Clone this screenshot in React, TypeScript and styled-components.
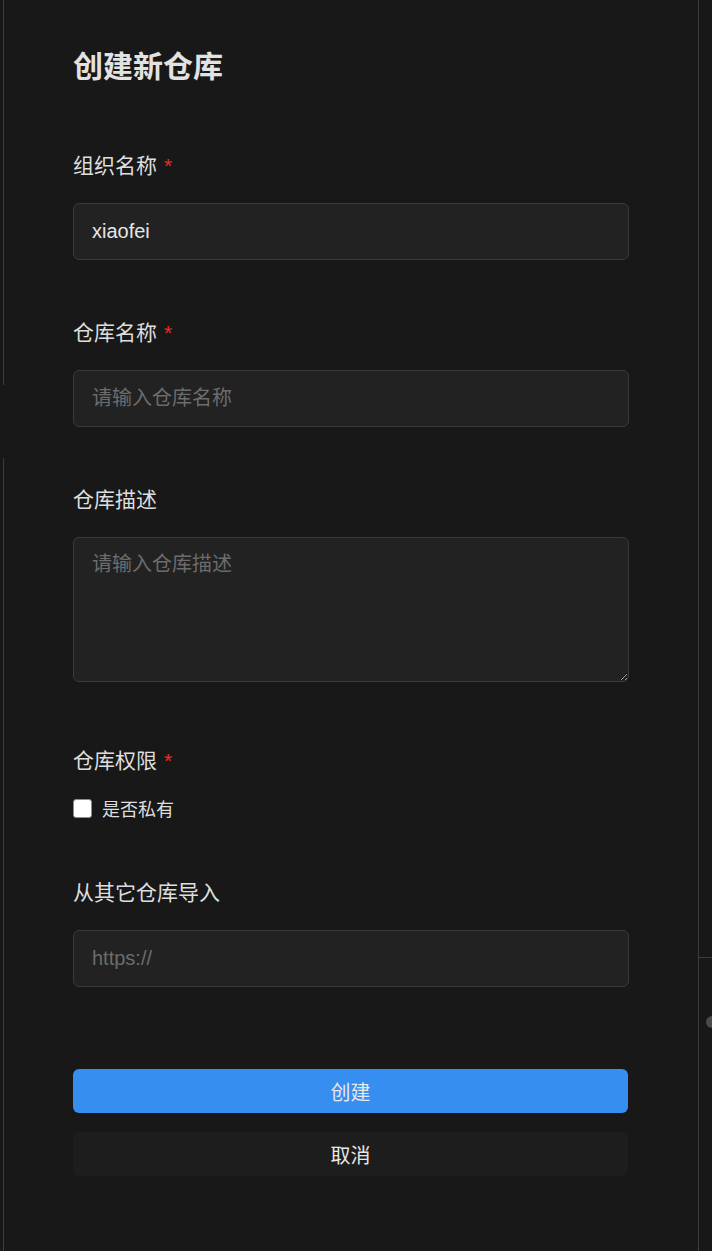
import styled, { createGlobalStyle } from 'styled-components';

const GlobalStyle = createGlobalStyle`
  html, body {
    margin: 0;
    background: #181818;
  }
  * {
    box-sizing: border-box;
  }
`;

const Shell = styled.div`
  position: relative;
  display: flex;
  min-height: 1251px;
  font-family: 'Liberation Sans', 'Noto Sans CJK SC', sans-serif;
  color: #dedede;
`;

const LeftGutter = styled.div`
  width: 3px;
  flex-shrink: 0;
`;

const GutterGap = styled.div`
  position: absolute;
  left: 0;
  top: 385px;
  width: 8px;
  height: 73px;
  background: #181818;
`;

const Panel = styled.main`
  width: 696px;
  flex-shrink: 0;
  border-left: 1px solid #3c3c3c;
  border-right: 1px solid #3c3c3c;
  padding: 47px 0 0 69px;
`;

const RightRail = styled.aside`
  flex: 1;
  min-width: 0;
  overflow: hidden;
  display: flex;
  flex-direction: column;
`;

const RailTop = styled.div`
  height: 958px;
  border-bottom: 1px solid #3c3c3c;
`;

const RailKnob = styled.div`
  width: 12px;
  height: 12px;
  flex-shrink: 0;
  margin: 58px 0 0 7px;
  border-radius: 50%;
  background: #4a4a4a;
`;

const Form = styled.form`
  width: 556px;
  display: flex;
  flex-direction: column;
`;

const Title = styled.h1`
  margin: 0 0 65px;
  font-size: 30px;
  line-height: 40px;
  font-weight: 700;
  color: #e2e2e2;
`;

const Field = styled.div<{ $gap?: number }>`
  display: flex;
  flex-direction: column;
  margin-bottom: ${(p) => p.$gap ?? 59}px;
`;

const Label = styled.label`
  font-size: 21px;
  line-height: 28px;
  margin-bottom: 23px;
`;

const Required = styled.span`
  color: #e5302d;
  margin-left: 7px;
`;

const TextInput = styled.input`
  height: 57px;
  padding: 0 18px;
  border: 1px solid #3a3a3a;
  border-radius: 6px;
  background: #222222;
  color: #e6e6e6;
  font-family: inherit;
  font-size: 20px;
  outline: none;

  &::placeholder {
    color: #6c6c6c;
  }
`;

const TextArea = styled.textarea`
  display: block;
  height: 145px;
  padding: 12px 18px;
  border: 1px solid #3a3a3a;
  border-radius: 6px;
  background: #222222;
  color: #e6e6e6;
  font-family: inherit;
  font-size: 20px;
  line-height: 28px;
  outline: none;
  resize: vertical;

  &::placeholder {
    color: #6c6c6c;
  }
`;

const CheckRow = styled.label`
  display: flex;
  align-items: center;
  gap: 10px;
  height: 28px;
  margin-top: -4px;
  font-size: 18px;
`;

const Check = styled.input`
  appearance: none;
  width: 19px;
  height: 19px;
  margin: 0;
  border: 1px solid #8c8c8c;
  border-radius: 3px;
  background: #ffffff;
`;

const Button = styled.button<{ $primary?: boolean }>`
  height: 44px;
  width: 555px;
  border: none;
  border-radius: 6px;
  background: ${(p) => (p.$primary ? '#368ef0' : '#1d1d1d')};
  color: #e8e8e8;
  font-family: inherit;
  font-size: 20px;
  margin-bottom: ${(p) => (p.$primary ? 19 : 0)}px;
`;

const App = () => {
  return (
    <>
      <GlobalStyle />
      <Shell>
        <LeftGutter />
        <GutterGap />
        <Panel>
          <Form onSubmit={(e) => e.preventDefault()}>
            <Title>创建新仓库</Title>
            <Field>
              <Label>
                组织名称<Required>*</Required>
              </Label>
              <TextInput defaultValue='xiaofei' />
            </Field>
            <Field>
              <Label>
                仓库名称<Required>*</Required>
              </Label>
              <TextInput placeholder='请输入仓库名称' />
            </Field>
            <Field $gap={65}>
              <Label>仓库描述</Label>
              <TextArea placeholder='请输入仓库描述' />
            </Field>
            <Field $gap={57}>
              <Label>
                仓库权限<Required>*</Required>
              </Label>
              <CheckRow>
                <Check type='checkbox' />
                是否私有
              </CheckRow>
            </Field>
            <Field $gap={82}>
              <Label>从其它仓库导入</Label>
              <TextInput placeholder='https://' />
            </Field>
            <Button $primary type='submit'>
              创建
            </Button>
            <Button type='button'>取消</Button>
          </Form>
        </Panel>
        <RightRail>
          <RailTop />
          <RailKnob />
        </RightRail>
      </Shell>
    </>
  );
};

export default App;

**********

-- Given request --
Produce an exact copy of each line of data, skipping embedded images.

-- Worked answer --
Clone this screenshot in React, TypeScript and styled-components.
import styled, { createGlobalStyle } from 'styled-components';

const GlobalStyle = createGlobalStyle`
  html, body {
    margin: 0;
    background: #181818;
  }
  * {
    box-sizing: border-box;
  }
`;

const Shell = styled.div`
  position: relative;
  display: flex;
  min-height: 1251px;
  font-family: 'Liberation Sans', 'Noto Sans CJK SC', sans-serif;
  color: #dedede;
`;

const LeftGutter = styled.div`
  width: 3px;
  flex-shrink: 0;
`;

const GutterGap = styled.div`
  position: absolute;
  left: 0;
  top: 385px;
  width: 8px;
  height: 73px;
  background: #181818;
`;

const Panel = styled.main`
  width: 696px;
  flex-shrink: 0;
  border-left: 1px solid #3c3c3c;
  border-right: 1px solid #3c3c3c;
  padding: 47px 0 0 69px;
`;

const RightRail = styled.aside`
  flex: 1;
  min-width: 0;
  overflow: hidden;
  display: flex;
  flex-direction: column;
`;

const RailTop = styled.div`
  height: 958px;
  border-bottom: 1px solid #3c3c3c;
`;

const RailKnob = styled.div`
  width: 12px;
  height: 12px;
  flex-shrink: 0;
  margin: 58px 0 0 7px;
  border-radius: 50%;
  background: #4a4a4a;
`;

const Form = styled.form`
  width: 556px;
  display: flex;
  flex-direction: column;
`;

const Title = styled.h1`
  margin: 0 0 65px;
  font-size: 30px;
  line-height: 40px;
  font-weight: 700;
  color: #e2e2e2;
`;

const Field = styled.div<{ $gap?: number }>`
  display: flex;
  flex-direction: column;
  margin-bottom: ${(p) => p.$gap ?? 59}px;
`;

const Label = styled.label`
  font-size: 21px;
  line-height: 28px;
  margin-bottom: 23px;
`;

const Required = styled.span`
  color: #e5302d;
  margin-left: 7px;
`;

const TextInput = styled.input`
  height: 57px;
  padding: 0 18px;
  border: 1px solid #3a3a3a;
  border-radius: 6px;
  background: #222222;
  color: #e6e6e6;
  font-family: inherit;
  font-size: 20px;
  outline: none;

  &::placeholder {
    color: #6c6c6c;
  }
`;

const TextArea = styled.textarea`
  display: block;
  height: 145px;
  padding: 12px 18px;
  border: 1px solid #3a3a3a;
  border-radius: 6px;
  background: #222222;
  color: #e6e6e6;
  font-family: inherit;
  font-size: 20px;
  line-height: 28px;
  outline: none;
  resize: vertical;

  &::placeholder {
    color: #6c6c6c;
  }
`;

const CheckRow = styled.label`
  display: flex;
  align-items: center;
  gap: 10px;
  height: 28px;
  margin-top: -4px;
  font-size: 18px;
`;

const Check = styled.input`
  appearance: none;
  width: 19px;
  height: 19px;
  margin: 0;
  border: 1px solid #8c8c8c;
  border-radius: 3px;
  background: #ffffff;
`;

const Button = styled.button<{ $primary?: boolean }>`
  height: 44px;
  width: 555px;
  border: none;
  border-radius: 6px;
  background: ${(p) => (p.$primary ? '#368ef0' : '#1d1d1d')};
  color: #e8e8e8;
  font-family: inherit;
  font-size: 20px;
  margin-bottom: ${(p) => (p.$primary ? 19 : 0)}px;
`;

const App = () => {
  return (
    <>
      <GlobalStyle />
      <Shell>
        <LeftGutter />
        <GutterGap />
        <Panel>
          <Form onSubmit={(e) => e.preventDefault()}>
            <Title>创建新仓库</Title>
            <Field>
              <Label>
                组织名称<Required>*</Required>
              </Label>
              <TextInput defaultValue='xiaofei' />
            </Field>
            <Field>
              <Label>
                仓库名称<Required>*</Required>
              </Label>
              <TextInput placeholder='请输入仓库名称' />
            </Field>
            <Field $gap={65}>
              <Label>仓库描述</Label>
              <TextArea placeholder='请输入仓库描述' />
            </Field>
            <Field $gap={57}>
              <Label>
                仓库权限<Required>*</Required>
              </Label>
              <CheckRow>
                <Check type='checkbox' />
                是否私有
              </CheckRow>
            </Field>
            <Field $gap={82}>
              <Label>从其它仓库导入</Label>
              <TextInput placeholder='https://' />
            </Field>
            <Button $primary type='submit'>
              创建
            </Button>
            <Button type='button'>取消</Button>
          </Form>
        </Panel>
        <RightRail>
          <RailTop />
          <RailKnob />
        </RightRail>
      </Shell>
    </>
  );
};

export default App;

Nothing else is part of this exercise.